Год спустя мы вернулись в этот же заповедник. Вот тропа, вот то место, где мы столкнулись с ним… Казалось, из жизни это уже ничто не вынет. Вынет. Память вынула. Чем? Словами. Что осталось? Ряженые воспоминанья. И чувство такое, что главное происходит не здесь, а где-то высоко над тобой, где никого нет, но кто-то вглядывается в тебя и пишет.

Ночь со слонами

Бытует расхожее (наше) представление, что встреча со слоном, мол, не так страшна, как, скажем, с тигром. Любой индус скажет: нет ничего опасней встречи со слоном. Особенно, одиноким, в период гона, когда у него взгляд заволочен от слез, и весь он на нерве. Или встреча со стадом, где самки с детенышами.

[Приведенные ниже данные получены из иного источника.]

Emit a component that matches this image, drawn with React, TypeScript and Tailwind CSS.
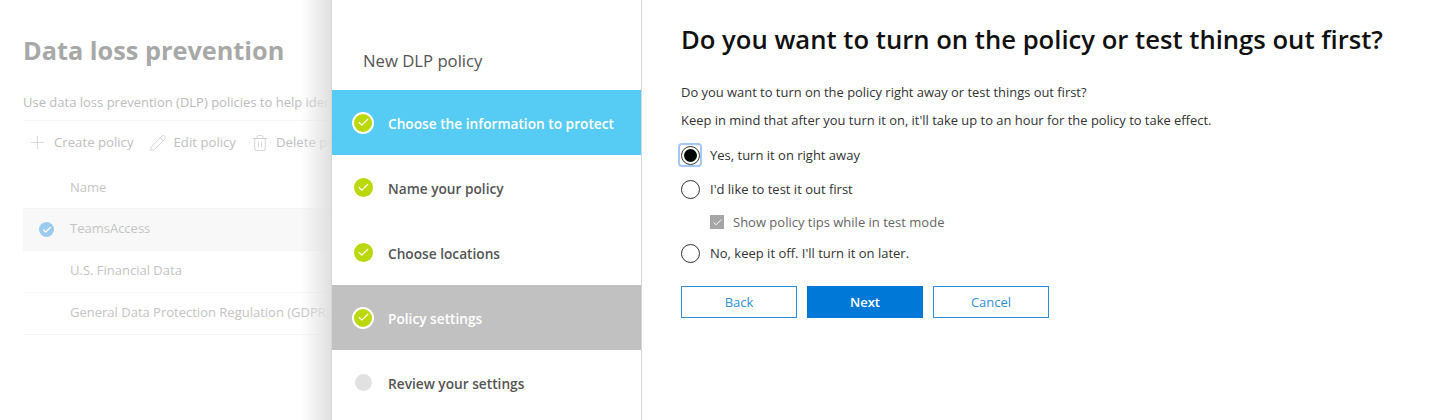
import { Check, Plus, Pencil, Trash2 } from "lucide-react";

const steps = [
  { label: "Choose the information to protect", state: "active", done: true },
  { label: "Name your policy", state: "", done: true },
  { label: "Choose locations", state: "", done: true },
  { label: "Policy settings", state: "current", done: true },
  { label: "Review your settings", state: "", done: false },
];

function StepDot({ done, ring }: { done: boolean; ring: boolean }) {
  if (!done) return <span className="h-[17px] w-[17px] rounded-full bg-[#e1e1e1]" />;
  return (
    <span
      className={`flex items-center justify-center rounded-full bg-[#bad80a] ${
        ring ? "h-[22px] w-[22px] border-2 border-white" : "h-[19px] w-[19px]"
      }`}
    >
      <Check size={13} strokeWidth={2} className="text-white" />
    </span>
  );
}

function Radio({ checked, label }: { checked?: boolean; label: string }) {
  return (
    <div className="-ml-[1px] flex h-[20px] items-center">
      <span className={`flex h-[20px] w-[20px] items-center justify-center ${checked ? "rounded-[2px] outline-2 outline-[#a3c8f5]" : ""}`}>
        <span className="flex h-[19px] w-[19px] items-center justify-center rounded-full border border-[#333] bg-white">
          {checked && <span className="h-[13px] w-[13px] rounded-full bg-black" />}
        </span>
      </span>
      <span className="ml-[10px] pt-[1px] text-[13px] text-[#333]">{label}</span>
    </div>
  );
}

function PolicyRow({ name, selected }: { name: string; selected?: boolean }) {
  return (
    <div
      className={`flex h-[42px] items-center border-b border-[#f4f4f4] ${
        selected ? "bg-[#f8f8f8]" : ""
      }`}
    >
      <span className="flex w-[47px] justify-center">
        {selected && (
          <span className="flex h-[15px] w-[15px] items-center justify-center rounded-full bg-[#9ccbf1]">
            <Check size={10} strokeWidth={3} className="text-white" />
          </span>
        )}
      </span>
      <span className="pb-[2px] whitespace-nowrap text-[13px] font-medium text-[#c4c4c4]">{name}</span>
    </div>
  );
}

export default function App() {
  return (
    <div className="flex h-[420px] w-[1447px] overflow-hidden bg-white font-['Open_Sans','Noto_Sans',sans-serif]">
      {/* dimmed page behind the panel */}
      <div className="relative w-[331px] shrink-0 overflow-hidden pl-[23px]">
        <h1 className="mt-[32px] whitespace-nowrap text-[25.3px] leading-[36px] font-bold text-[#a8a8a8]">
          Data loss prevention
        </h1>
        <p className="mt-[25px] whitespace-nowrap text-[13px] leading-[18px] text-[#bcbcbc]">
          Use data loss prevention (DLP) policies to help identify and protect sensitive information
        </p>
        <div className="mt-[9px] w-[600px] border-t border-[#f4f4f4]" />
        <div className="flex h-[42px] items-center pt-[1px] pl-[4px] text-[13.2px] whitespace-nowrap text-[#c0c0c0]">
          <Plus size={21} strokeWidth={0.8} className="shrink-0 text-[#c8c8c8]" />
          <span className="ml-[6px]">Create policy</span>
          <Pencil size={18} strokeWidth={1} className="ml-[15px] shrink-0 text-[#c8c8c8]" />
          <span className="ml-[7px]">Edit policy</span>
          <Trash2 size={18} strokeWidth={1} className="ml-[15px] shrink-0 text-[#c8c8c8]" />
          <span className="ml-[7px]">Delete policy</span>
        </div>
        <div className="flex h-[46px] items-center border-b border-[#f4f4f4] pt-[4px] pl-[47px] text-[13px] text-[#c4c4c4]">
          Name
        </div>
        <PolicyRow name="TeamsAccess" selected />
        <PolicyRow name="U.S. Financial Data" />
        <PolicyRow name="General Data Protection Regulation (GDPR)" />
        <div className="pointer-events-none absolute inset-y-0 right-0 w-[30px] bg-gradient-to-r from-transparent to-[#e0e0e0]" />
      </div>

      {/* wizard steps */}
      <nav className="w-[311px] shrink-0 border-x border-[#d6d6d6] bg-white">
        <div className="flex h-[90px] items-center pt-[32px] pl-[31px] text-[16.7px] text-[#555]">New DLP policy</div>
        {steps.map((step) => (
          <div
            key={step.label}
            className={`flex h-[65px] items-center ${
              step.state === "active"
                ? "bg-[#56cbf4] text-white"
                : step.state === "current"
                  ? "bg-[#c1c1c1] text-white"
                  : "text-[#555]"
            }`}
          >
            <span className="ml-[20px] flex w-[22px] shrink-0 items-center justify-center">
              <StepDot done={step.done} ring={step.state !== ""} />
            </span>
            <span className="ml-[14px] pt-[3px] text-[13.7px] font-semibold whitespace-nowrap">{step.label}</span>
          </div>
        ))}
      </nav>

      {/* right content */}
      <main className="flex-1 pt-[22px] pl-[39px]">
        <h2 className="text-[25.65px] leading-[36px] font-semibold whitespace-nowrap text-[#111]">
          Do you want to turn on the policy or test things out first?
        </h2>
        <p className="mt-[25px] text-[12.93px] leading-[18px] text-[#333]">
          Do you want to turn on the policy right away or test things out first?
        </p>
        <p className="mt-[10px] text-[12.93px] leading-[18px] text-[#333]">
          Keep in mind that after you turn it on, it'll take up to an hour for the policy to take effect.
        </p>
        <div className="mt-[16px] flex flex-col">
          <Radio checked label="Yes, turn it on right away" />
          <div className="mt-[14px]">
            <Radio label="I'd like to test it out first" />
          </div>
          <div className="mt-[13px] flex h-[20px] items-center pl-[29px]">
            <span className="flex h-[14px] w-[14px] items-center justify-center bg-[#a6a6a6]">
              <Check size={11} strokeWidth={2} className="text-white" />
            </span>
            <span className="ml-[9px] pt-[1px] text-[13px] text-[#666]">Show policy tips while in test mode</span>
          </div>
          <div className="mt-[11px]">
            <Radio label="No, keep it off. I'll turn it on later." />
          </div>
        </div>
        <div className="mt-[23px] flex gap-[10px]">
          <button className="h-[32px] w-[116px] border border-[#2f8fde] bg-white pt-[1px] text-[13px] text-[#2f8fde]">Back</button>
          <button className="h-[32px] w-[116px] bg-[#0078d7] pt-[1px] text-[13px] font-semibold text-white">Next</button>
          <button className="h-[32px] w-[116px] border border-[#2f8fde] bg-white pt-[1px] text-[13px] text-[#2f8fde]">Cancel</button>
        </div>
      </main>
    </div>
  );
}
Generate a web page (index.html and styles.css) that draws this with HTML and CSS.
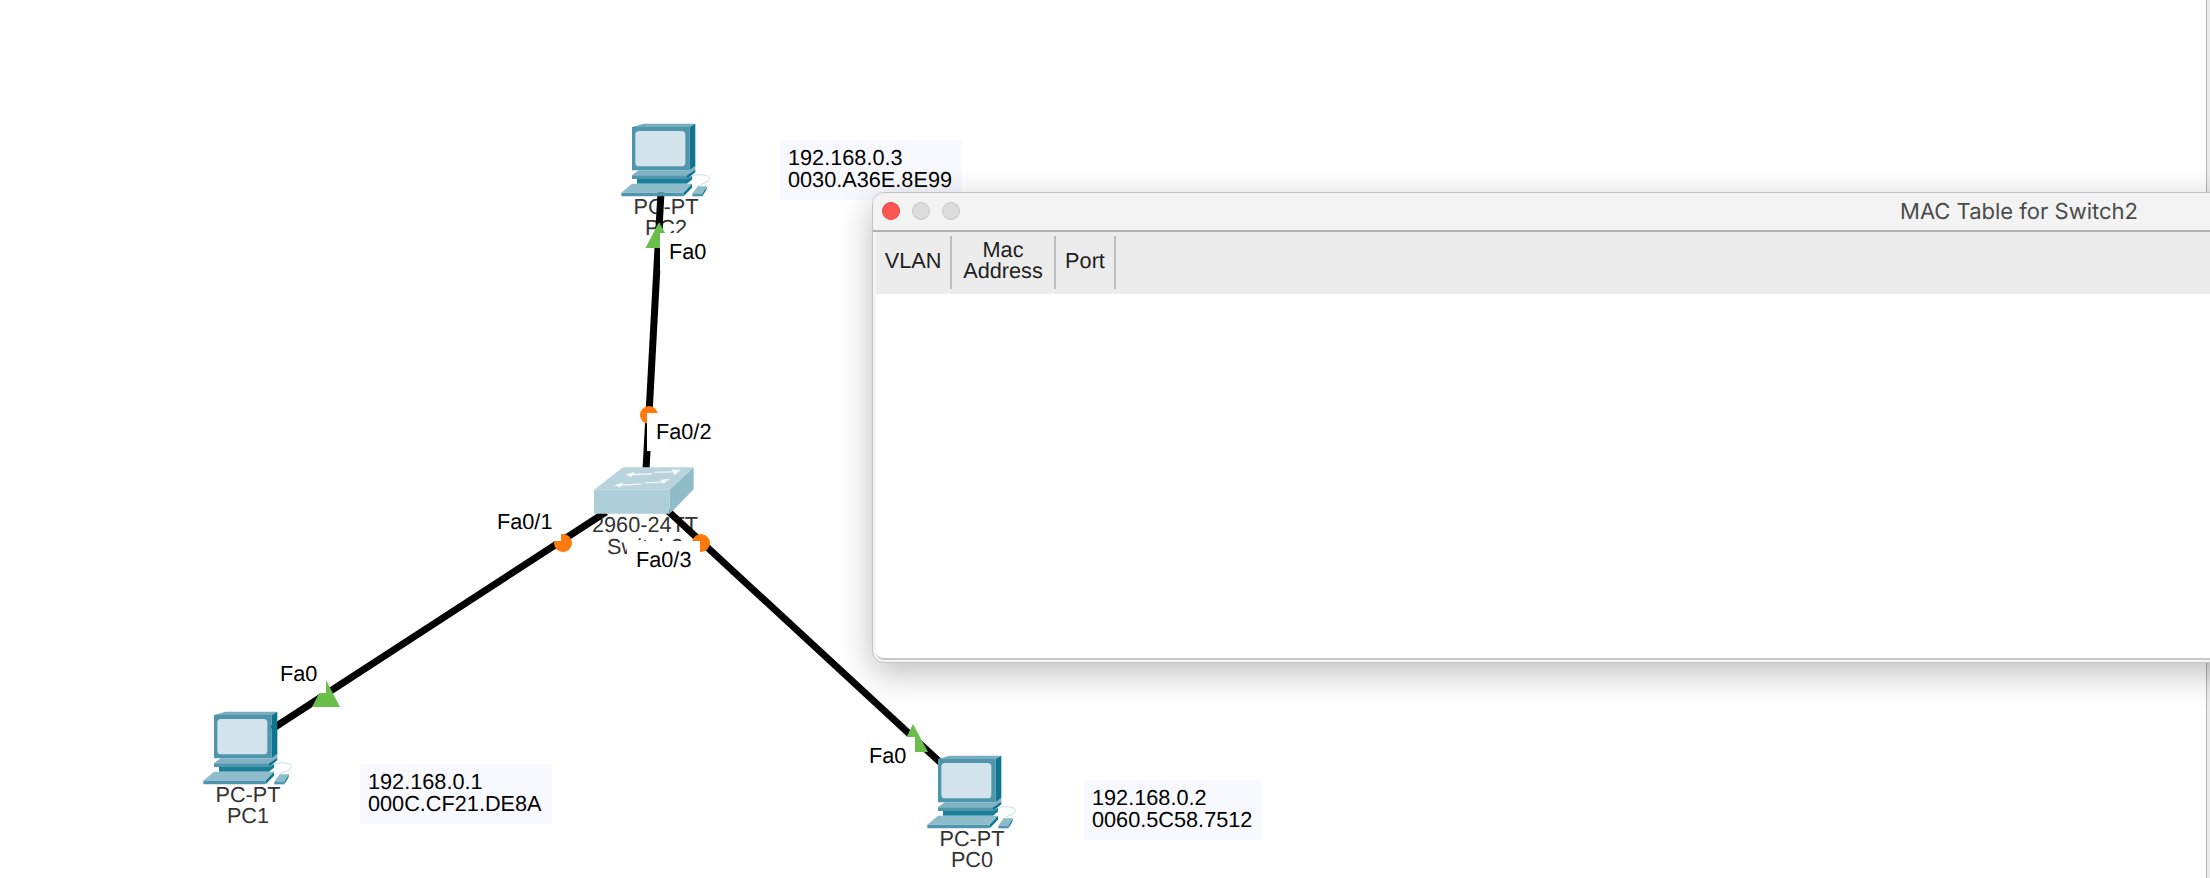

В отличие от столкновений с другими животными, вариантов спастись, если слон начинает тебя преследовать, – нет. И еще – о расхожих ошибках, типа «гремит как слон в посудной лавке». Они движутся в густых зарослях бесшумней бабочки и могут стоять в нескольких шагах от тебя в этих зарослях – незамеченные. Атака молниеносна: 60 км в час – с места. И втаптывают. Или берут хоботом, придавливают ногой к земле и рвут, как ветку.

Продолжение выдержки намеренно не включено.